ROWS:

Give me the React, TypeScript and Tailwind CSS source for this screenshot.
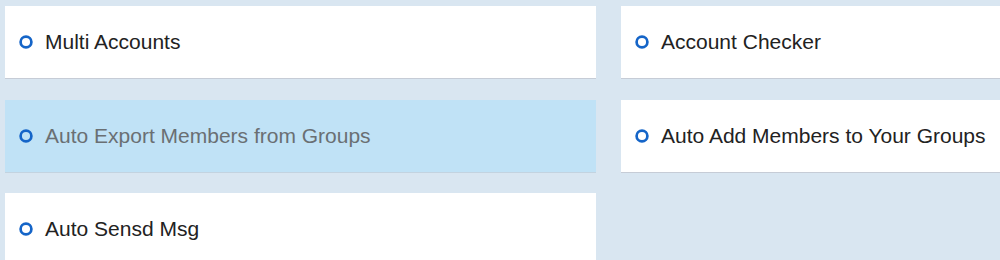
import React from "react";

const items = [
  { label: "Multi Accounts" },
  { label: "Account Checker" },
  { label: "Auto Export Members from Groups", active: true },
  { label: "Auto Add Members to Your Groups" },
  { label: "Auto Sensd Msg" },
];

function Ring() {
  return (
    <svg width="14" height="14" viewBox="0 0 14 14" className="shrink-0">
      <circle cx="7" cy="7" r="5.4" fill="none" stroke="#1565c8" strokeWidth="2.7" />
    </svg>
  );
}

export default function App() {
  return (
    <div
      className="h-[260px] w-[1000px] overflow-hidden bg-[#d9e6f1] pl-[5px] pt-[6px]"
      style={{ fontFamily: '"Liberation Sans", Arial, sans-serif' }}
    >
      <div className="grid w-[1210px] grid-cols-[591px_591px] gap-x-[25px] gap-y-[20.5px]">
        {items.map((item) => (
          <div
            key={item.label}
            className={
              item.active
                ? "flex h-[73px] items-center gap-[12px] border-b border-[#c3d3e0] bg-[#c0e2f6] pl-[14px] text-[21px] text-[#6a6f73]"
                : "flex h-[73px] items-center gap-[12px] border-b border-[#c6ccd6] bg-white pl-[14px] text-[21px] text-[#222]"
            }
          >
            <Ring />
            <span>{item.label}</span>
          </div>
        ))}
      </div>
    </div>
  );
}
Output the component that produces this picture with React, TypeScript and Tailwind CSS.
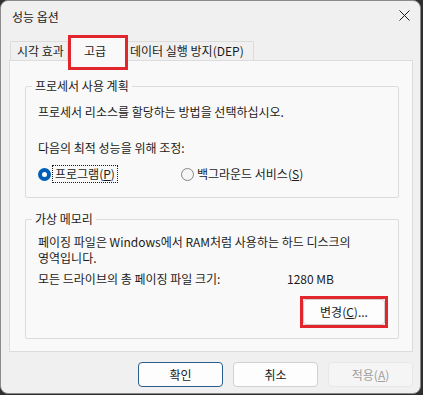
import React from "react";

const font = { fontFamily: '"Noto Sans CJK KR", "Noto Sans", sans-serif' };

function Radio({ checked }: { checked: boolean }) {
  return checked ? (
    <span className="w-[13px] h-[13px] rounded-full bg-[#005fb8] flex items-center justify-center shrink-0">
      <span className="w-[5px] h-[5px] rounded-full bg-white" />
    </span>
  ) : (
    <span className="w-[13px] h-[13px] rounded-full border border-[#858585] bg-[#f6f6f6] shrink-0" />
  );
}

function Group({ title, className, children }: { title: string; className: string; children: React.ReactNode }) {
  return (
    <div className={"relative border border-[#dcdcdc] rounded-[2px] " + className}>
      <span className="absolute left-[6px] top-[-9px] px-[3px] bg-[#f9f9f9] text-[12px] leading-[16px] text-[#1b1b1b]">
        {title}
      </span>
      {children}
    </div>
  );
}

export default function App() {
  return (
    <div className="w-[423px] h-[395px] bg-[#2e2e2e] overflow-hidden" style={font}>
      <div className="w-[421px] h-[394px] bg-[#f0f0f0] rounded-[8px] border border-[#8a8a8a] flex flex-col text-[12px] leading-[16px] text-[#1b1b1b]">
        {/* Title bar */}
        <div className="h-[31px] flex items-center justify-between pl-[11px] pr-[10px]">
          <span className="text-[12px]">성능 옵션</span>
          <svg width="11" height="11" viewBox="0 0 11 11" className="mt-[-2px]">
            <path d="M0.5 0.5 L10.5 10.5 M10.5 0.5 L0.5 10.5" stroke="#1b1b1b" strokeWidth="1" />
          </svg>
        </div>

        {/* Tabs */}
        <div className="h-[28px] ml-[9px] flex items-end relative z-10">
          <div className="w-[58px] h-[19px] border border-b-0 border-[#dcdcdc] bg-[#f0f0f0] pl-[6px] flex items-center">
            시각 효과
          </div>
          <div className="relative w-[58px] h-[24px] mb-[-1px] border border-b-0 border-[#dcdcdc] bg-[#f9f9f9] flex items-start justify-center pt-[5px]">
            <span className="ml-[-4px]">고급</span>
            <span className="absolute left-[-1px] top-[-3px] w-[60px] h-[35px] border-[3px] border-[#e1262d]" />
          </div>
          <div className="w-[128px] h-[19px] border border-b-0 border-l-0 border-[#dcdcdc] bg-[#f0f0f0] pl-[4px] flex items-center">
            데이터 실행 방지(DEP)
          </div>
        </div>

        {/* Panel */}
        <div className="ml-[8px] w-[404px] h-[292px] border border-[#dcdcdc] bg-[#f9f9f9] flex flex-col pl-[15px] pt-[25px]">
          <Group title="프로세서 사용 계획" className="w-[374px] h-[112px]">
            <div className="pl-[12px] pt-[17px] flex flex-col">
              <div>프로세서 리소스를 할당하는 방법을 선택하십시오.</div>
              <div className="mt-[20px]">다음의 최적 성능을 위해 조정:</div>
              <div className="mt-[9px] h-[18px] flex items-center">
                <Radio checked />
                <span className="ml-[1px] h-[18px] px-[2px] border border-dotted border-[#1b1b1b] flex items-center">
                  프로그램(<u>P</u>)
                </span>
                <span className="ml-[63px] flex items-center">
                  <Radio checked={false} />
                  <span className="ml-[3px]">
                    백그라운드 서비스(<u>S</u>)
                  </span>
                </span>
              </div>
            </div>
          </Group>

          <Group title="가상 메모리" className="mt-[21px] w-[374px] h-[120px]">
            <div className="pl-[12px] pr-[10px] pt-[14px] flex flex-col">
              <div>페이징 파일은 Windows에서 RAM처럼 사용하는 하드 디스크의</div>
              <div>영역입니다.</div>
              <div className="mt-[5px] flex">
                <span className="w-[249px]">모든 드라이브의 총 페이징 파일 크기:</span>
                <span>1280 MB</span>
              </div>
              <div className="mt-[9px] flex justify-end">
                <div className="w-[88px] h-[32px] border-[3px] border-[#e1262d]">
                  <div className="w-full h-full border border-[#d0d0d0] bg-[#fdfdfd] rounded-[3px] flex items-center justify-center">
                    변경(<u>C</u>)...
                  </div>
                </div>
              </div>
            </div>
          </Group>
        </div>

        {/* Buttons */}
        <div className="mt-[10px] mr-[7px] flex justify-end gap-[10px]">
          <div className="w-[85px] h-[25px] rounded-[4px] border border-[#2a5d8f] bg-[#fdfdfd] flex items-center justify-center">
            확인
          </div>
          <div className="w-[85px] h-[25px] rounded-[4px] border border-[#d0d0d0] bg-[#fdfdfd] flex items-center justify-center">
            취소
          </div>
          <div className="w-[85px] h-[25px] rounded-[4px] border border-[#e8e8e8] bg-[#f5f5f5] text-[#a0a0a0] flex items-center justify-center">
            적용(<u>A</u>)
          </div>
        </div>
      </div>
    </div>
  );
}
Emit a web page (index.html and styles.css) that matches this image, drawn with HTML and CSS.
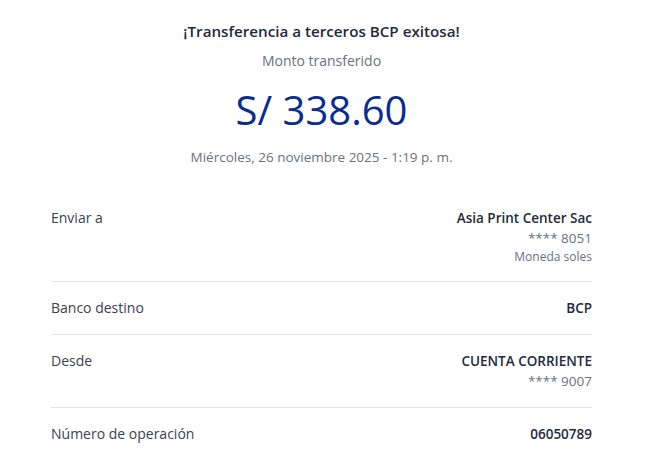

DO THIS: Count how many lines above carry the word "with". Only the number is required.

EXERCISE RESPONSE: 2